The whole calling home thing is the copy protection to make sure that you are validated to play the game. At least this way you don't have to put up with CD checks like Starforce that can mess up your system. The only issue with this method of distribution is the whole selling of used games. With a CD check you can just sell the whole disk to someone and they can go play. With Steam you have to pay Valve a small fee to transfer the license to another account. With Half-Life 2 this was $10. With many games being sold on Steam for $20 this kills the resell because you'd only make $10 or the buy can give all of the $20 directly to Valve and not have to deal with you.

Thats not all (2, Interesting)

crabpeople (720852) | more than 7 years ago | (#16429079)

"The whole calling home thing is the copy protection to make sure that you are validated to play the game."
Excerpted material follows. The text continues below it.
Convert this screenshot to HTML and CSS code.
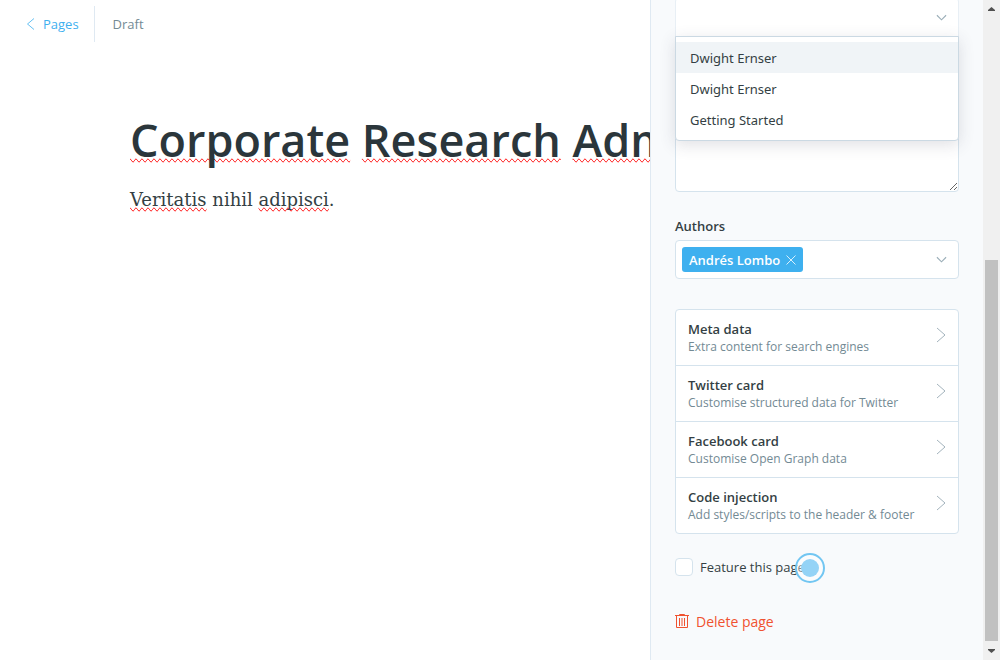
FILE: index.html
```html
<!DOCTYPE html>
<html lang="en">
<head>
<meta charset="utf-8">
<title>Page editor</title>
<link rel="stylesheet" href="styles.css">
</head>
<body>
<div class="app">
  <main class="editor">
    <header class="topbar">
      <a class="back" href="#"><svg class="back-icon" viewBox="0 0 8 12"><path d="M7.500 .5 1 6l6.500 5.500"/></svg>Pages</a>
      <span class="status">Draft</span>
    </header>
    <article class="document">
      <h1 class="title"><span class="misspelt">Corporate</span> <span class="misspelt">Research</span> <span class="misspelt">Administrator</span></h1>
      <p class="copy"><span class="misspelt">Veritatis</span> nihil <span class="misspelt">adipisci</span>.</p>
    </article>
  </main>
  <aside class="settings">
    <div class="picker">
      <button class="field trigger" type="button" aria-label="Choose a tag" aria-expanded="true"><svg class="chevron" viewBox="0 0 12 8"><path d="m1 1 5 5 5-5"/></svg></button>
      <div class="menu" role="listbox">
        <button class="option active" type="button" role="option" aria-selected="true">Dwight Ernser</button>
        <button class="option" type="button" role="option">Dwight Ernser</button>
        <button class="option" type="button" role="option">Getting Started</button>
      </div>
    </div>
    <textarea class="excerpt" aria-label="Excerpt"></textarea>
    <div class="label" id="authors">Authors</div>
    <div class="field" role="group" aria-labelledby="authors">
      <button class="token" type="button">Andrés Lombo<svg class="remove" viewBox="0 0 10 10"><path d="m.5 .5 9 9m0-9-9 9"/></svg></button>
      <svg class="chevron" viewBox="0 0 12 8"><path d="m1 1 5 5 5-5"/></svg>
    </div>
    <nav class="links">
      <button class="link" type="button"><span class="link-text"><b class="link-name">Meta data</b><span class="hint">Extra content for search engines</span></span><svg class="arrow" viewBox="0 0 10 16"><path d="m1 1 8 7-8 7"/></svg></button>
      <button class="link" type="button"><span class="link-text"><b class="link-name">Twitter card</b><span class="hint">Customise structured data for Twitter</span></span><svg class="arrow" viewBox="0 0 10 16"><path d="m1 1 8 7-8 7"/></svg></button>
      <button class="link" type="button"><span class="link-text"><b class="link-name">Facebook card</b><span class="hint">Customise Open Graph data</span></span><svg class="arrow" viewBox="0 0 10 16"><path d="m1 1 8 7-8 7"/></svg></button>
      <button class="link" type="button"><span class="link-text"><b class="link-name">Code injection</b><span class="hint">Add styles/scripts to the header &amp; footer</span></span><svg class="arrow" viewBox="0 0 10 16"><path d="m1 1 8 7-8 7"/></svg></button>
    </nav>
    <div class="feature">
      <input class="check" type="checkbox" id="feature"><label for="feature">Feature this page</label>
      <svg class="pointer" viewBox="0 0 30 30"><circle class="pointer-ring" cx="15" cy="15" r="14"/><circle class="pointer-dot" cx="15" cy="15" r="9"/></svg>
    </div>
    <button class="delete" type="button"><svg class="trash" viewBox="0 0 14 15"><path d="M0 1.500h14M4.500 1.500V.5h5v1M1.500 1.500v12h11v-12M4.500 4v8M7 4v8M9.500 4v8"/></svg>Delete page</button>
  </aside>
  <div class="scrollbar" aria-hidden="true">
    <svg class="scroll-arrow" viewBox="0 0 17 17"><path d="M5 11h7v-1L8.500 7 5 10z"/></svg>
    <div class="track"><div class="thumb"></div></div>
    <svg class="scroll-arrow" viewBox="0 0 17 17"><path d="M5 6h7v1l-3.500 3L5 7z"/></svg>
  </div>
</div>
</body>
</html>
```
FILE: styles.css
```css
* { box-sizing: border-box; }
body {
  margin: 0;
  color: #343f44;
  background: #fff;
  font: 13px/18px "Open Sans", "Noto Sans", sans-serif;
}
button {
  margin: 0;
  padding: 0;
  border: 0;
  background: none;
  color: inherit;
  font: inherit;
  text-align: left;
  cursor: pointer;
}
svg { flex: none; fill: none; }
.app { display: flex; height: 100vh; overflow: hidden; }

.editor { flex: 1; min-width: 0; overflow: hidden; }
.topbar { display: flex; align-items: center; padding: 6px 26px; height: 48px; }
.back {
  display: flex;
  align-items: center;
  gap: 8px;
  height: 36px;
  padding-right: 15px;
  border-right: 1px solid #dfe9f2;
  color: #3eb0ef;
  text-decoration: none;
}
.back-icon { width: 9px; height: 12px; stroke: #3eb0ef; stroke-width: .8; }
.status { padding-left: 18px; color: #738a94; }
.document { padding: 62px 0 0 130px; white-space: nowrap; }
.title { margin: 0; color: #2b363b; font-size: 45px; line-height: 60px; font-weight: 600; }
.copy { margin: 14px 0 0; font: 18px/32px "DejaVu Serif", serif; }
.misspelt { text-decoration-line: spelling-error; }

.settings {
  flex: 0 0 333px;
  padding: 0 24px;
  border-left: 1px solid #dfe9f2;
  background: #f8fafc;
  overflow: hidden;
}
.picker { position: relative; margin-top: -2px; }
.field {
  display: flex;
  align-items: center;
  justify-content: space-between;
  width: 100%;
  height: 39px;
  padding: 0 11px 0 6px;
  border: 1px solid #d5e3ed;
  border-radius: 4px;
  background: #fff;
}
.trigger { justify-content: flex-end; border-color: #e8eff5; border-bottom-color: #cfdce6; border-radius: 4px 4px 0 0; }
.chevron { width: 11px; height: 8px; stroke: #9baeb8; stroke-width: 1.2; }
.menu {
  position: absolute;
  top: 38px;
  left: 0;
  right: 0;
  padding: 5px 0;
  border: 1px solid #cbd9e3;
  border-radius: 0 0 4px 4px;
  background: #fff;
  box-shadow: 0 4px 16px rgba(60, 60, 90, .16);
}
.option { display: block; width: 100%; padding: 7px 14px 6px; font-family: "Noto Sans", sans-serif; }
.active { background: #f0f4f7; }
.excerpt {
  display: block;
  width: 100%;
  height: 106px;
  margin-top: 49px;
  border: 1px solid #d5e3ed;
  border-radius: 4px;
  background: #fff;
  resize: vertical;
}
.label { margin: 25px 0 5px; font-weight: 600; }
.token {
  display: flex;
  align-items: center;
  gap: 6px;
  height: 25px;
  padding: 0 7px;
  border-radius: 3px;
  background: #3eb0ef;
  color: #fff;
  font-weight: 600;
}
.remove { width: 10px; height: 10px; stroke: #fff; stroke-width: .8; }
.links {
  margin-top: 30px;
  border: 1px solid #d5e3ed;
  border-radius: 4px;
  background: #fff;
}
.link {
  display: flex;
  align-items: center;
  justify-content: space-between;
  width: 100%;
  padding: 10px 12px 9px;
}
.link + .link { border-top: 1px solid #d5e3ed; }
.link-text, .link-name, .hint { display: block; }
.link-name { font-weight: 600; }
.hint { color: #738a94; font-size: 12px; }
.arrow { width: 10px; height: 16px; margin-bottom: 6px; stroke: #8ba0ab; stroke-width: .8; }
.feature { position: relative; display: flex; align-items: center; gap: 7px; margin-top: 24px; }
.check {
  appearance: none;
  width: 18px;
  height: 18px;
  margin: 0;
  border: 1px solid #d5e3ed;
  border-radius: 4px;
  background: #fff;
}
.pointer { position: absolute; left: 120px; top: -5px; width: 30px; height: 30px; }
.pointer-ring { fill: rgba(255, 255, 255, .4); stroke: #72c6f2; stroke-width: 2; }
.pointer-dot { fill: #94d3f6; }
.delete { display: flex; align-items: center; gap: 7px; margin-top: 37px; color: #f05230; font-size: 14px; }
.trash { width: 14px; height: 15px; margin-bottom: 2px; stroke: #f05230; }

.scrollbar { display: flex; flex-direction: column; flex: 0 0 17px; background: #f0f0f0; }
.scroll-arrow { width: 17px; height: 17px; fill: #505050; }
.track { display: flex; align-items: flex-end; flex: 1; padding: 0 2px 2px; }
.thumb { width: 100%; height: 61%; background: #c1c1c1; }
```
Thats not all that they are doing with steam. With episode one (and im sure everything else) they actually track such things [steampowered.com] as how many times you die, by what, what you were doing at the time, how much time it takes you to pass different parts, etc... This is kind of worrying to me, because if they are tracking that, what else are they tracking? Do they log keystrokes too? would they admit it if they did?

Don't get me wrong, episode 1 and halflife 2 are great games, but when I heard about the level of data logging that they do, you cant help but be a bit scared.
I didn't know about the resale BS.. This is why I avoided steam for so long, but HL2 is such a compelling title that I sacraficed security for a gravity gun. Its really sad how easy it was for me to compromise my security for a little bit of teh shiny..

Re:Thats not all (1)

jhembruff (996103) | more than 7 years ago | (#16430693)
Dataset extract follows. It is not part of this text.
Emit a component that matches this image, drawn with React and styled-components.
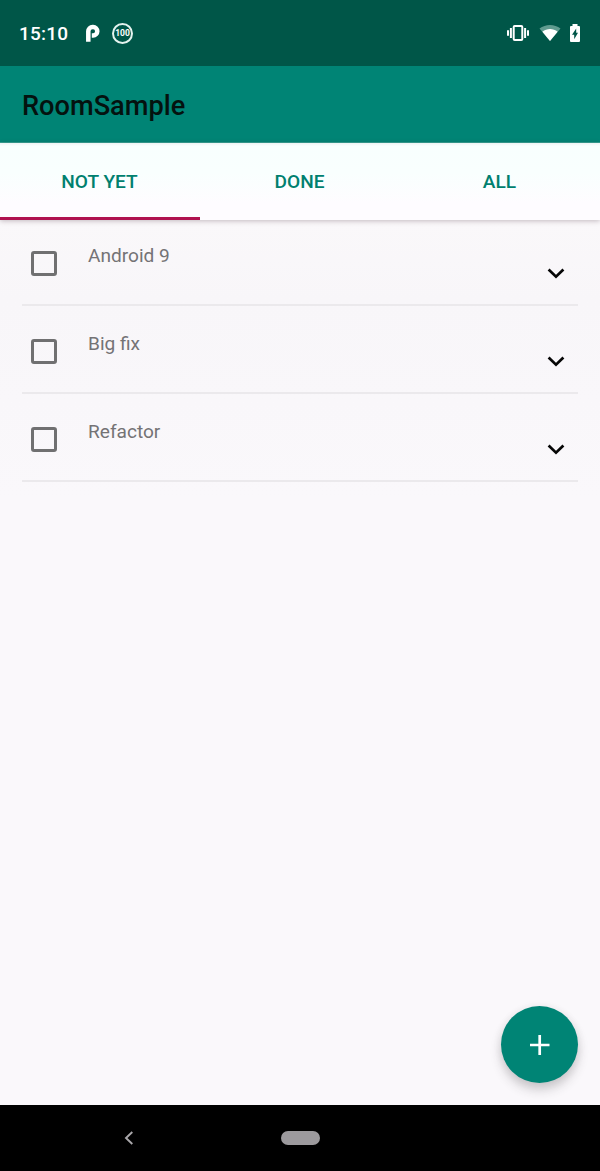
import React from 'react';
import styled, { createGlobalStyle } from 'styled-components';

const GlobalStyle = createGlobalStyle`
  * { box-sizing: border-box; }
  body { margin: 0; background: #faf8fb; font-family: Roboto, "Liberation Sans", sans-serif; }
`;

const Screen = styled.div`
  display: flex;
  flex-direction: column;
  width: 600px;
  height: 1171px;
  overflow: hidden;
  background: #faf8fb;
`;

const StatusBar = styled.header`
  flex: none;
  display: flex;
  justify-content: space-between;
  height: 66px;
  padding: 0 19px 0 19px;
  background: #005648;
  color: #fff;
`;

const StatusGroup = styled.div`
  display: flex;
  align-items: center;
`;

const Time = styled.span`
  width: 64px;
  padding-top: 1px;
  font-size: 19px;
  font-weight: 500;
  line-height: 24px;
  letter-spacing: 0.2px;
  white-space: nowrap;
`;

const Battery = styled.span`
  display: flex;
  align-items: center;
  justify-content: center;
  width: 21px;
  height: 21px;
  margin-left: 10px;
  padding-top: 1px;
  border: 2px solid #e4f3ef;
  border-radius: 50%;
  font-size: 8.5px;
  font-weight: 700;
  line-height: 9px;
`;

const AppBar = styled.div`
  flex: none;
  display: flex;
  align-items: center;
  height: 77px;
  padding: 3px 22px 0;
  background: #008475;
  border-bottom: 1px solid #34a091;
`;

const Title = styled.h1`
  margin: 0;
  color: #04120f;
  font-size: 27.2px;
  font-weight: 500;
  line-height: 34px;
`;

const Tabs = styled.nav`
  flex: none;
  display: flex;
  height: 77px;
  background: linear-gradient(#edf3f3 0, #f8fffe 3px, #f9fffe 30px, #fefcff 60px);
  box-shadow: 0 1px 5px rgba(50, 20, 40, 0.28);
  z-index: 1;
`;

const Tab = styled.button`
  flex: 1;
  display: flex;
  align-items: center;
  justify-content: center;
  padding: 4px 1px 0 0;
  border: 0;
  border-bottom: 3px solid ${(p) => (p.$active ? '#b0114f' : 'transparent')};
  background: none;
  color: #00806f;
  font: 500 19.1px/24px Roboto, "Liberation Sans", sans-serif;
`;

const List = styled.ul`
  flex: 1;
  margin: 0;
  padding: 0 22px;
  list-style: none;
  background: linear-gradient(#faf8fa 0, #f8f6f9 80px, #faf8fb 280px);
`;

const Item = styled.li`
  display: flex;
  height: 88px;
  padding: 0 12px 0 9px;
  border-bottom: 2px solid #ebe9ec;
  margin-top: ${(p) => (p.$first ? '-2px' : '0')};
`;

const Checkbox = styled.span`
  flex: none;
  width: 26px;
  height: 25px;
  margin-top: 33px;
  border: 3px solid #707071;
  border-radius: 3px;
`;

const Label = styled.span`
  flex: 1;
  margin: 26px 0 0 31px;
  color: #747375;
  font-size: 19.1px;
  line-height: 24px;
`;

const Expand = styled.span`
  flex: none;
  display: flex;
  margin-top: 50px;
  height: 12px;
`;

const NavBar = styled.footer`
  flex: none;
  display: grid;
  grid-template-columns: 1fr 40px 1fr;
  align-items: center;
  height: 66px;
  background: #000;
`;

const Back = styled.span`
  display: flex;
  padding-left: 122px;
`;

const Home = styled.span`
  width: 39px;
  height: 14px;
  margin-left: 0.5px;
  border-radius: 7px;
  background: #9c9a9d;
`;

const Fab = styled.button`
  position: absolute;
  left: 501px;
  top: 1006px;
  display: flex;
  align-items: center;
  justify-content: center;
  width: 77px;
  height: 77px;
  padding: 0;
  border: 0;
  border-radius: 50%;
  background: #008475;
  box-shadow: 0 7px 11px rgba(50, 45, 50, 0.22), 0 1px 9px rgba(50, 45, 50, 0.08);
`;

const tabs = ['NOT YET', 'DONE', 'ALL'];
const tasks = ['Android 9', 'Big fix', 'Refactor'];

const PieIcon = () => (
  <svg width="19" height="20" viewBox="0 0 19 20" fill="none">
    <path d="M5.300 18.700V8.300A4.300 4.300 0 0 1 9.600 4h.5a4.200 4.200 0 1 1 0 8.400H8.800" stroke="#fff" strokeWidth="4.500" />
  </svg>
);

const VibrateIcon = () => (
  <svg width="24" height="20" viewBox="0 0 24 20" fill="none" stroke="#fff">
    <rect x="7.700" y="2.900" width="8.600" height="14.200" rx="1" strokeWidth="2" />
    <path d="M4.900 5v10M19.100 5v10" strokeWidth="2" />
    <path d="M2 7.200v5.600M22 7.200v5.600" strokeWidth="2" />
  </svg>
);

const WifiIcon = () => (
  <svg width="22" height="18" viewBox="0 0 22 18">
    <path d="M0.500 4.500C6.500-0.300 15.500-0.300 21.500 4.500L11 17Z" fill="#5f9b8f" />
    <path d="M3.400 7.800C7.800 4.200 14.200 4.200 18.600 7.800L11 17Z" fill="#fff" />
  </svg>
);

const BatteryIcon = () => (
  <svg width="12" height="20" viewBox="0 0 12 20">
    <path d="M3.500 1h5v2H10a1 1 0 0 1 1 1v14a1 1 0 0 1-1 1H2a1 1 0 0 1-1-1V4a1 1 0 0 1 1-1h1.500Z" fill="#fff" />
    <path d="M7.200 5.500 3 11.800h2.200v4.500L9 9.800H7.200Z" fill="#005648" />
  </svg>
);

const StatusIcons = styled(StatusGroup)`
  gap: 8px;

  svg:first-child {
    margin-right: 1px;
  }
`;

const ChevronDown = () => (
  <svg width="20" height="12" viewBox="0 0 20 12" fill="none">
    <path d="m2.600 1.500 7.400 7.200 7.400-7.200" stroke="#060606" strokeWidth="2.700" />
  </svg>
);

export default function App() {
  return (
    <Screen>
      <GlobalStyle />
      <StatusBar>
        <StatusGroup>
          <Time>15:10</Time>
          <PieIcon />
          <Battery>100</Battery>
        </StatusGroup>
        <StatusIcons>
          <VibrateIcon />
          <WifiIcon />
          <BatteryIcon />
        </StatusIcons>
      </StatusBar>
      <AppBar>
        <Title>RoomSample</Title>
      </AppBar>
      <Tabs>
        {tabs.map((name, i) => (
          <Tab key={name} $active={i === 0}>{name}</Tab>
        ))}
      </Tabs>
      <List>
        {tasks.map((task, i) => (
          <Item key={task} $first={i === 0}>
            <Checkbox role="checkbox" aria-checked="false" />
            <Label>{task}</Label>
            <Expand><ChevronDown /></Expand>
          </Item>
        ))}
      </List>
      <NavBar>
        <Back>
          <svg width="14" height="16" viewBox="0 0 14 16" fill="none">
            <path d="M10.300 2 4 8l6.300 6" stroke="#a9a7aa" strokeWidth="1.900" />
          </svg>
        </Back>
        <Home />
      </NavBar>
      <Fab aria-label="Add">
        <svg width="20" height="20" viewBox="0 0 20 20">
          <path d="M9.700 0v20M0 10h19.500" stroke="#fff" strokeWidth="2.700" />
        </svg>
      </Fab>
    </Screen>
  );
}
That kind of data is a designer's wet dream. They can see if new engine featuers are being utilized by enough people to make it worthwhile (like HDR), how long on average people sit down to play for (to help them with pacing), how many people are actually finishing the game, or if people are giving up because it gets too difficult. As for logging keystrokes, do you get paranoid that MS also logs your keystrokes? I don't really see the gain for Valve to secretly log your keystrokes (unless they want a huge long list of WWWWWSSAWDSWWWADS) unless everyone else except for me likes to bring down the console and type in all their passwords every 5 minutes.

Re:Thats not all (1)

Khyber (864651) | more than 7 years ago | (#16431127)

Yea, you got scammed, especially when you could've traded what you paid for that gravity gun for a Singularity Cannon from Unreal II, which does *FAR* more damage, to *MULTIPLE* people (and it sucks them all in and distorts their bodies in so many different ways!!!) Epic had it first, remember that one, pal. ;) You're just buying a re-hash at a lower technology scale. Would you do that in the real world? :)

Re:Just wonderful (1)

drinkypoo (153816) | more than 7 years ago | (#16429969)

The whole calling home thing is the copy protection to make sure that you are validated to play the game. At least this way you don't have to put up with CD checks like Starforce that can mess up your system.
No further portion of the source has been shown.